Exercise aim -
Filter out everything except lines holding "React".

Source material -

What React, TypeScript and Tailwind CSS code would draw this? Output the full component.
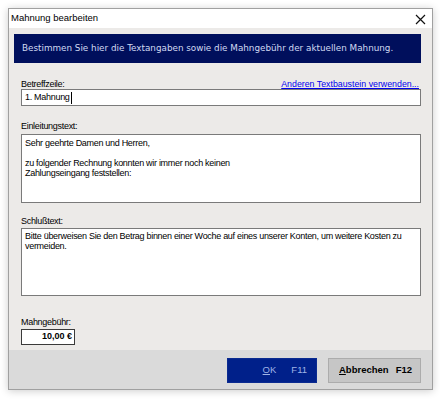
import React from "react";

const font = { fontFamily: '"Liberation Sans", Arial, sans-serif' };

function Label({ children }: { children: React.ReactNode }) {
  return <div className="h-[12px] text-[9px] leading-[12px] tracking-[-0.3px] text-black">{children}</div>;
}

export default function App() {
  return (
    <div className="w-[440px] h-[400px] bg-white pt-[8px] pl-[8px]" style={font}>
      <div className="w-[425px] h-[382px] flex flex-col border border-[#a0a0a0] shadow-[0_1px_8px_rgba(0,0,0,0.2)] bg-[#eceae8]">
        {/* title bar */}
        <div className="h-[19px] bg-white flex items-center justify-between pl-[2px] pr-[6px]">
          <span className="text-[9.5px] text-black">Mahnung bearbeiten</span>
          <svg width="11" height="11" viewBox="0 0 11 11" className="mt-[1px]">
            <path d="M1 1 L10 10 M10 1 L1 10" stroke="#111" strokeWidth="1.2" />
          </svg>
        </div>

        <div className="flex-1 flex flex-col pl-[5px]">
          {/* banner */}
          <div className="mt-[6px] w-[407px] h-[29px] bg-[#000f5c] flex items-center pl-[8px]">
            <span className="text-[#d2daf2]" style={{ fontFamily: '"DejaVu Sans", Verdana, sans-serif', fontSize: "8.8px" }}>
              Bestimmen Sie hier die Textangaben sowie die Mahngebühr der aktuellen Mahnung.
            </span>
          </div>

          <div className="pl-[7px] w-[407px] flex flex-col">
            {/* Betreffzeile */}
            <div className="mt-[15px] flex items-end justify-between w-[400px]">
              <Label>Betreffzeile:</Label>
              <a className="text-[8.8px] leading-[12px] text-[#0000ee] underline mr-[2px]">
                Anderen Textbaustein verwenden...
              </a>
            </div>
            <div className="mt-[-1px] w-[400px] h-[17px] bg-white border border-[#7a7a7a] flex items-center pl-[3px] text-[9px] tracking-[-0.3px]">
              1. Mahnung<span className="inline-block w-px h-[12px] bg-black ml-[1px]" />
            </div>

            {/* Einleitungstext */}
            <div className="mt-[14px]">
              <Label>Einleitungstext:</Label>
            </div>
            <div className="mt-[2px] w-[400px] h-[69px] bg-white border border-[#7a7a7a] px-[3px] pt-[3px] text-[9px] leading-[10px] tracking-[-0.3px]">
              <div>Sehr geehrte Damen und Herren,</div>
              <div className="h-[10px]" />
              <div>zu folgender Rechnung konnten wir immer noch keinen</div>
              <div>Zahlungseingang feststellen:</div>
            </div>

            {/* Schlußtext */}
            <div className="mt-[12px]">
              <Label>Schlußtext:</Label>
            </div>
            <div className="mt-[1px] w-[400px] h-[68px] bg-white border border-[#7a7a7a] px-[3px] pt-[2px] text-[9px] leading-[10px] tracking-[-0.3px]">
              <div className="whitespace-nowrap">Bitte überweisen Sie den Betrag binnen einer Woche auf eines unserer Konten, um weitere Kosten zu</div>
              <div>vermeiden.</div>
            </div>

            {/* Mahngebühr */}
            <div className="mt-[20px]">
              <Label>Mahngebühr:</Label>
            </div>
            <div className="mt-[1px] w-[54px] h-[16px] bg-white border border-[#3a3a3a] flex items-center justify-end pr-[2px] text-[9px] font-semibold">
              10,00 €
            </div>
          </div>
        </div>

        {/* footer */}
        <div className="h-[39px] bg-[#dadada] flex items-start justify-end gap-[11px] pt-[8px] pr-[11px]">
          <button className="w-[90px] h-[25px] bg-[#00208a] border border-[#0a2a90] flex items-center justify-end pr-[9px] gap-[15px] text-[9.5px] text-[#9fb3e6]">
            <span><span className="underline">O</span>K</span>
            <span>F11</span>
          </button>
          <button className="w-[93px] h-[25px] bg-[#c6c6c6] border border-[#acacac] flex items-center justify-end pr-[8px] gap-[7px] text-[9.5px] font-semibold text-black">
            <span><span className="underline">A</span>bbrechen</span>
            <span>F12</span>
          </button>
        </div>
      </div>
    </div>
  );
}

Result for this exercise -
What React, TypeScript and Tailwind CSS code would draw this? Output the full component.
import React from "react";
function Label({ children }: { children: React.ReactNode }) {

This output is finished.